Here is an example config and corresponding lookup

regexs: &regexs
  - header_name: *value
    vals_file_path: configs/value_capture.yaml

regex lookup file at configs/value_capture.yaml

- pattern: 'Negative'
  value: NEGATIVE
- pattern: '1[aA]'
  value: 1A
- pattern: 'N|no'
  value: 'NO'
- pattern: '([0-9]*|[0-9]+\.[0-9]+)'

These regexs will be tested in order from first to last and the first one that applies will be used and the others will not be.

If the regex pattern has a capture, the first captured group will be used as the value for that cell, otherwise if a regex is matched and a value is provided, that value will be put into the cell

So the regexs in the configs/value_capture.yaml will be used in the following way:

# a cell from the csv
cell
for pattern, value in regexs:
    if pattern.matches(cell):
        return pattern.captured if captured else value

The preceding is pseudocode but it gives you an idea of the procedure.
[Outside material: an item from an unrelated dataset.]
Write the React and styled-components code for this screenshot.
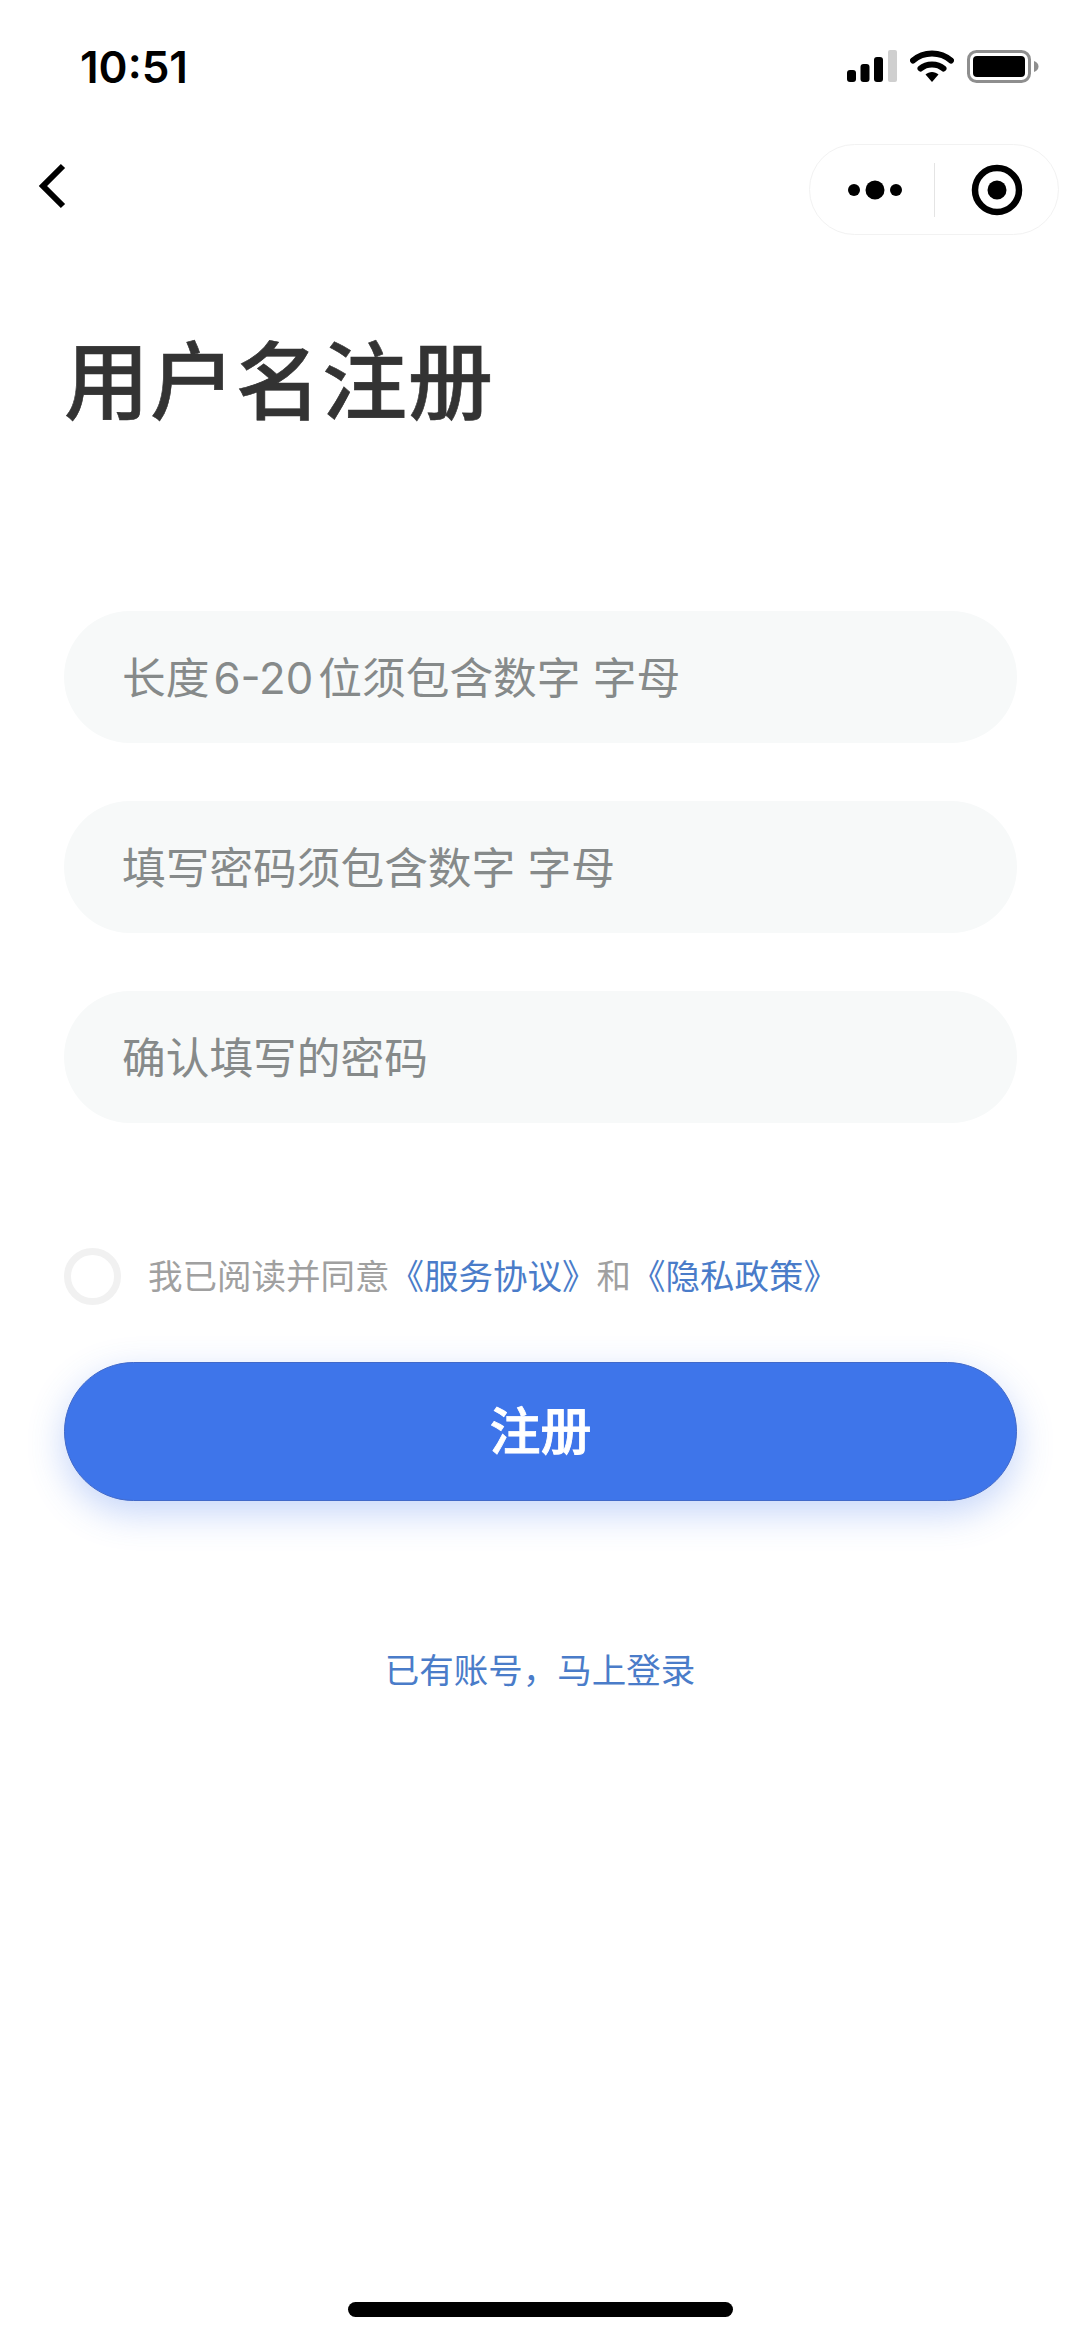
import React from 'react'
import styled, { createGlobalStyle } from 'styled-components'

const cjk = `Inter, "Noto Sans CJK SC", sans-serif`

const Global = createGlobalStyle`
  html, body { margin: 0; padding: 0; background: #fff; }
  * { box-sizing: border-box; }
`

const Page = styled.div`
  width: 1080px;
  height: 2339px;
  display: flex;
  flex-direction: column;
  background: #fff;
  font-family: ${cjk};
  overflow: hidden;
`

const StatusBar = styled.div`
  height: 134px;
  padding: 41px 41px 0 80px;
  display: flex;
  align-items: flex-start;
  justify-content: space-between;
`

const Time = styled.div`
  font-size: 44px;
  line-height: 52px;
  font-weight: 600;
  color: #000;
`

const StatusIcons = styled.div`
  display: flex;
  align-items: center;
  gap: 13px;
  padding-top: 8px;
`

const NavBar = styled.div`
  height: 111px;
  padding: 10px 21px 0 38px;
  display: flex;
  align-items: flex-start;
  justify-content: space-between;
`

const Back = styled.svg`
  width: 30px;
  height: 48px;
  margin-top: 18px;
`

const Capsule = styled.div`
  width: 250px;
  height: 91px;
  border: 1.5px solid #f2f2f2;
  border-radius: 46px;
  display: flex;
  align-items: center;
  background: #fff;
`

const CapsuleSide = styled.div`
  flex: 1;
  display: flex;
  align-items: center;
  justify-content: center;

  svg {
    margin-left: ${(p) => p.$shift || 0}px;
  }
`

const CapsuleDivider = styled.div`
  width: 1px;
  height: 54px;
  background: #e4e4e4;
`

const Title = styled.h1`
  margin: 78px 0 0 64px;
  font-size: 85px;
  line-height: 120px;
  font-weight: 500;
  letter-spacing: 1px;
  color: #333;
  -webkit-text-stroke: 0.6px #333;
`

const Form = styled.div`
  margin-top: 168px;
  padding: 0 63px 0 64px;
  display: flex;
  flex-direction: column;
  gap: 58px;
`

const Field = styled.div`
  height: 132px;
  padding: 0 0 4px 58px;
  display: flex;
  align-items: center;
  border-radius: 66px;
  background: #f7f9f9;
  font-size: 43.7px;
  color: #868a8a;
`

const Digits = styled.span`
  margin: 0 5px 0 4px;
`

const Agree = styled.div`
  margin-top: 124px;
  padding-left: 64px;
  display: flex;
  align-items: center;
  gap: 27px;
  height: 58px;
  font-size: 34.5px;
  color: #a0a0a0;
`

const AgreeText = styled.span`
  margin-bottom: 4px;
`

const Radio = styled.div`
  width: 57px;
  height: 57px;
  border: 7px solid #f1f1f1;
  border-radius: 50%;
`

const Link = styled.span`
  color: #4a7cc9;
`

const Submit = styled.div`
  margin: 57px 63px 0 64px;
  height: 139px;
  padding-bottom: 8px;
  border: 1px solid #4169c9;
  border-radius: 70px;
  display: flex;
  align-items: center;
  justify-content: center;
  background: #3e75ea;
  color: #fff;
  font-size: 51px;
  font-weight: 500;
  -webkit-text-stroke: 0.8px #fff;
  box-shadow: 0 12px 36px rgba(62, 117, 234, 0.3);
`

const LoginLink = styled.div`
  margin-top: 145px;
  text-align: center;
  font-size: 34.5px;
  line-height: 50px;
  color: #4a7cc9;
`

const HomeBar = styled.div`
  margin: auto auto 22px;
  width: 385px;
  height: 15px;
  border-radius: 8px;
  background: #000;
`

const SignalIcon = () => (
  <svg width="50" height="32" viewBox="0 0 50 32">
    <rect x="0" y="20" width="9" height="12" rx="3" fill="#000" />
    <rect x="13.5" y="14" width="9" height="18" rx="3" fill="#000" />
    <rect x="27" y="7" width="9" height="25" rx="3" fill="#000" />
    <rect x="41" y="0" width="9" height="32" rx="2" fill="#cfcfcf" />
  </svg>
)

const WifiIcon = () => (
  <svg width="44" height="34" viewBox="0 0 44 34">
    <path d="M3 11.5C13.5 2 30.5 2 41 11.5" fill="none" stroke="#000" strokeWidth="6" strokeLinecap="round" />
    <path d="M10.5 19.5C16.5 14 27.5 14 33.5 19.5" fill="none" stroke="#000" strokeWidth="6" strokeLinecap="round" />
    <path d="M15.5 25.5C19 22 25 22 28.5 25.5L22 33Z" fill="#000" />
  </svg>
)

const BatteryIcon = () => (
  <svg width="72" height="33" viewBox="0 0 72 33">
    <rect x="1.5" y="1.5" width="61" height="30" rx="8" fill="none" stroke="#8e8e8e" strokeWidth="3" />
    <rect x="6" y="6" width="52" height="21" rx="4" fill="#000" />
    <path d="M67 11C70 12 71.5 14 71.5 16.5C71.5 19 70 21 67 22Z" fill="#8e8e8e" />
  </svg>
)

const DotsIcon = () => (
  <svg width="54" height="20" viewBox="0 0 54 20">
    <circle cx="6" cy="10" r="6" fill="#000" />
    <circle cx="27" cy="10" r="9.5" fill="#000" />
    <circle cx="48" cy="10" r="6" fill="#000" />
  </svg>
)

const TargetIcon = () => (
  <svg width="52" height="52" viewBox="0 0 52 52">
    <circle cx="26" cy="26" r="22" fill="none" stroke="#000" strokeWidth="6.5" />
    <circle cx="26" cy="26" r="9.5" fill="#000" />
  </svg>
)

const App = () => {
  return (
    <Page>
      <Global />
      <StatusBar>
        <Time>10:51</Time>
        <StatusIcons>
          <SignalIcon />
          <WifiIcon />
          <BatteryIcon />
        </StatusIcons>
      </StatusBar>
      <NavBar>
        <Back viewBox="0 0 30 48">
          <path d="M25 4L5 24L25 44" fill="none" stroke="#000" strokeWidth="6" />
        </Back>
        <Capsule>
          <CapsuleSide $shift={7}><DotsIcon /></CapsuleSide>
          <CapsuleDivider />
          <CapsuleSide $shift={2}><TargetIcon /></CapsuleSide>
        </Capsule>
      </NavBar>
      <Title>用户名注册</Title>
      <Form>
        <Field><span>长度<Digits>6-20</Digits>位须包含数字 字母</span></Field>
        <Field>填写密码须包含数字 字母</Field>
        <Field>确认填写的密码</Field>
      </Form>
      <Agree>
        <Radio />
        <AgreeText>我已阅读并同意<Link>《服务协议》</Link>和<Link>《隐私政策》</Link></AgreeText>
      </Agree>
      <Submit>注册</Submit>
      <LoginLink>已有账号，马上登录</LoginLink>
      <HomeBar />
    </Page>
  )
}

export default App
Looking back at the value_capture.yaml the last line only has a pattern. This is okay because it uses the capture or whatever was matched by the regex in parenthesis. NOTE only the first capture in a regex will be used. The rest will be ignored. The capture functionality is used in cases where information is ill formatted inside of some text. The current example grabs a number pattern out of some text.

mappings

REQUIRED, This is the big one and perhaps the most important config block.
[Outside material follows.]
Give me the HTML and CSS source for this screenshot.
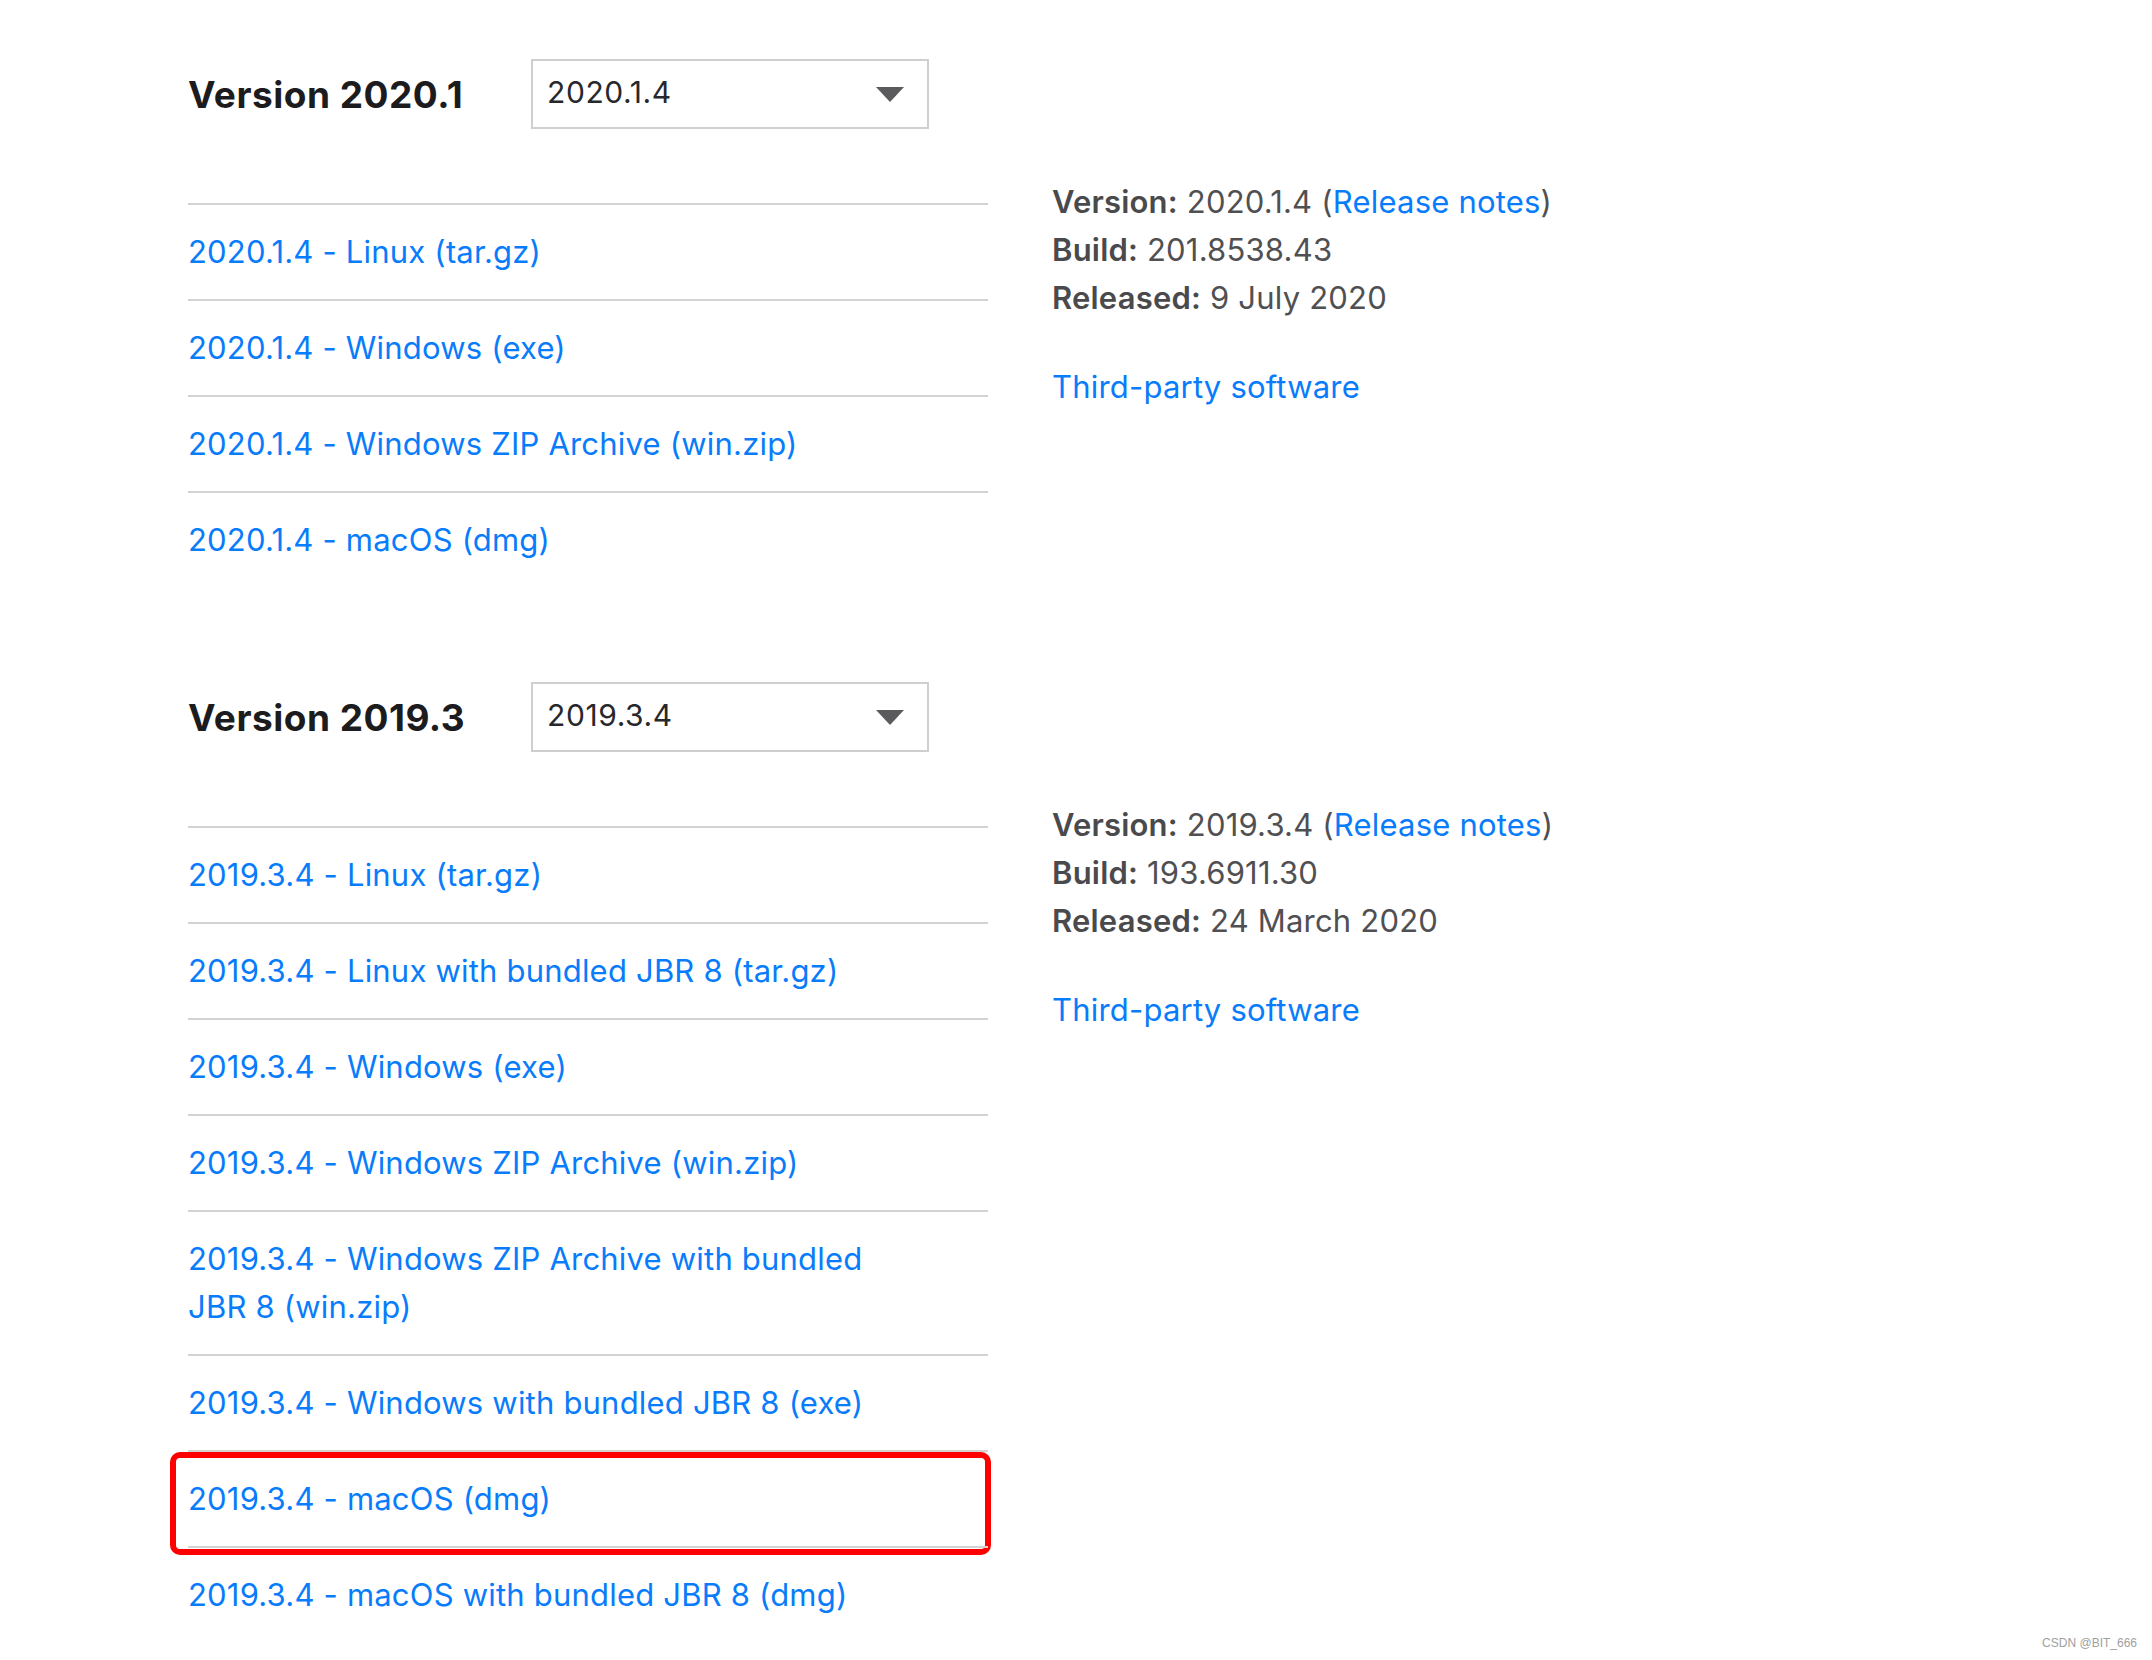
FILE: index.html
```html
<!DOCTYPE html>
<html lang="en">
<head>
<meta charset="utf-8">
<title>Other versions</title>
<link rel="stylesheet" href="styles.css">
</head>
<body>
<main class="page">
  <section class="release">
    <header class="release-head">
      <h2 class="release-title">Version 2020.1</h2>
      <div class="select">
        <span class="select-value">2020.1.4</span>
        <svg class="select-arrow" width="28" height="15" viewBox="0 0 28 15"><path d="M0 0H28L14 15Z" fill="#5b5b5d"/></svg>
      </div>
    </header>
    <div class="release-body">
      <ul class="downloads">
        <li class="download"><a href="#">2020.1.4 - Linux (tar.gz)</a></li>
        <li class="download"><a href="#">2020.1.4 - Windows (exe)</a></li>
        <li class="download"><a href="#">2020.1.4 - Windows ZIP Archive (win.zip)</a></li>
        <li class="download"><a href="#">2020.1.4 - macOS (dmg)</a></li>
      </ul>
      <div class="info">
        <p class="meta"><b>Version:</b> 2020.1.4 (<a href="#">Release notes</a>)<br><b>Build:</b> 201.8538.43<br><b>Released:</b> 9 July 2020</p>
        <p class="third"><a href="#">Third-party software</a></p>
      </div>
    </div>
  </section>

  <section class="release">
    <header class="release-head">
      <h2 class="release-title">Version 2019.3</h2>
      <div class="select">
        <span class="select-value">2019.3.4</span>
        <svg class="select-arrow" width="28" height="15" viewBox="0 0 28 15"><path d="M0 0H28L14 15Z" fill="#5b5b5d"/></svg>
      </div>
    </header>
    <div class="release-body">
      <ul class="downloads">
        <li class="download"><a href="#">2019.3.4 - Linux (tar.gz)</a></li>
        <li class="download"><a href="#">2019.3.4 - Linux with bundled JBR 8 (tar.gz)</a></li>
        <li class="download"><a href="#">2019.3.4 - Windows (exe)</a></li>
        <li class="download"><a href="#">2019.3.4 - Windows ZIP Archive (win.zip)</a></li>
        <li class="download"><a href="#">2019.3.4 - Windows ZIP Archive with bundled JBR 8 (win.zip)</a></li>
        <li class="download"><a href="#">2019.3.4 - Windows with bundled JBR 8 (exe)</a></li>
        <li class="download highlight"><a href="#">2019.3.4 - macOS (dmg)</a></li>
        <li class="download"><a href="#">2019.3.4 - macOS with bundled JBR 8 (dmg)</a></li>
      </ul>
      <div class="info">
        <p class="meta"><b>Version:</b> 2019.3.4 (<a href="#">Release notes</a>)<br><b>Build:</b> 193.6911.30<br><b>Released:</b> 24 March 2020</p>
        <p class="third"><a href="#">Third-party software</a></p>
      </div>
    </div>
  </section>
</main>
<div class="watermark">CSDN @BIT_666</div>
</body>
</html>
```

FILE: styles.css
```css
html, body {
  margin: 0;
  padding: 0;
  background: #ffffff;
}

body {
  font-family: Inter, "Noto Sans", "DejaVu Sans", sans-serif;
  color: #27282c;
  position: relative;
  min-height: 1660px;
}

a {
  color: #087cfa;
  text-decoration: none;
}

.page {
  padding: 59px 0 0 188px;
}

.release + .release {
  margin-top: 95px;
}

.release-head {
  display: flex;
  align-items: center;
  height: 70px;
}

.release-title {
  flex: 0 0 343px;
  margin: 0;
  font-size: 37px;
  font-weight: 700;
  color: #1c1c1e;
  letter-spacing: 0.5px;
}

.select {
  box-sizing: border-box;
  width: 398px;
  height: 70px;
  border: 2px solid #cfcfcf;
  display: flex;
  align-items: center;
  justify-content: space-between;
  padding: 0 23px 0 14px;
}

.select-value {
  font-size: 30px;
  letter-spacing: 0.6px;
  color: #27282c;
  position: relative;
  top: -2px;
}

.select-arrow {
  display: block;
}

.release-body {
  display: flex;
  align-items: flex-start;
  gap: 64px;
}

.downloads {
  list-style: none;
  margin: 74px 0 0 0;
  padding: 0;
  width: 800px;
  flex: 0 0 800px;
}

.download {
  border-top: 2px solid #d3d3d4;
  padding: 23px 96px 23px 0;
  font-size: 31px;
  letter-spacing: 0.2px;
  line-height: 48px;
  position: relative;
}

.highlight::after {
  content: "";
  position: absolute;
  left: -18px;
  right: -3px;
  top: 0;
  bottom: -9px;
  border: 6px solid #ff0000;
  border-radius: 10px;
  pointer-events: none;
}

.info {
  margin-top: 49px;
  font-size: 31px;
  letter-spacing: 0.2px;
  line-height: 48px;
  color: #505052;
}

.info p {
  margin: 0;
}

.info b {
  font-weight: 600;
  color: #4a4a4c;
}

.info .third {
  margin-top: 41px;
}

.watermark {
  position: absolute;
  right: 15px;
  top: 1636px;
  font-family: "Liberation Sans", Arial, sans-serif;
  font-size: 12px;
  color: #a0a0a0;
}
```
This mappings block defines which procedures should be applied to which columns and in what order.

For example:

mappings: &mappings
  - header: *test_date
    maps: [*format_date]
  - header: *lab_type
    maps: []
  - header: *value
    maps: [*regex, *blacklist]
  - header: *subject
    maps: [*blacklist]
  - header: *unit
    maps: [*empty_okay]
  - header: *consent_date
    maps:
      - func: *greater_equal
        args: [*test_date, *consent_date]
        retval: [*consent_date]
      - *format_date

This is the default config that was built for the HCV Target project. That project had CSV files which contained, dates the tests took place, the type of the lab, the value of the lab, the subject to which the lab applied, the unit, and we used the new_header to bring in the subject’s consent date so that we would be able to strip out tests that were before the date of consent.

So how are these criteria applied? The test_date column has only one mapping applied to it and that is formatting the date to the ‘YYYY-MM-DD’ format that redcap requires.

The lab_type has no mappings listed and is therefore a NO-OP and will pass the value along as is.

The value will pass through a regex file defined in the regex block. The specific file that is used will be specified there. Then, after useing that as a lookup, their is a black list defined to strip out any values that should not go through. These will be things like ‘SEE_COMMENT’ or any other type of information that has no place in what is usually a numeric field.

The subject column goes through the blacklist to strip out any people who may have left the study but still continue to have their information brought to us.

The unit column has empty_okay. This lets null values through. We utilize this because there are times that the unit is apparent or meaningless depending on the test. In these cases we dont want auditor to drop the row during its cleaning step.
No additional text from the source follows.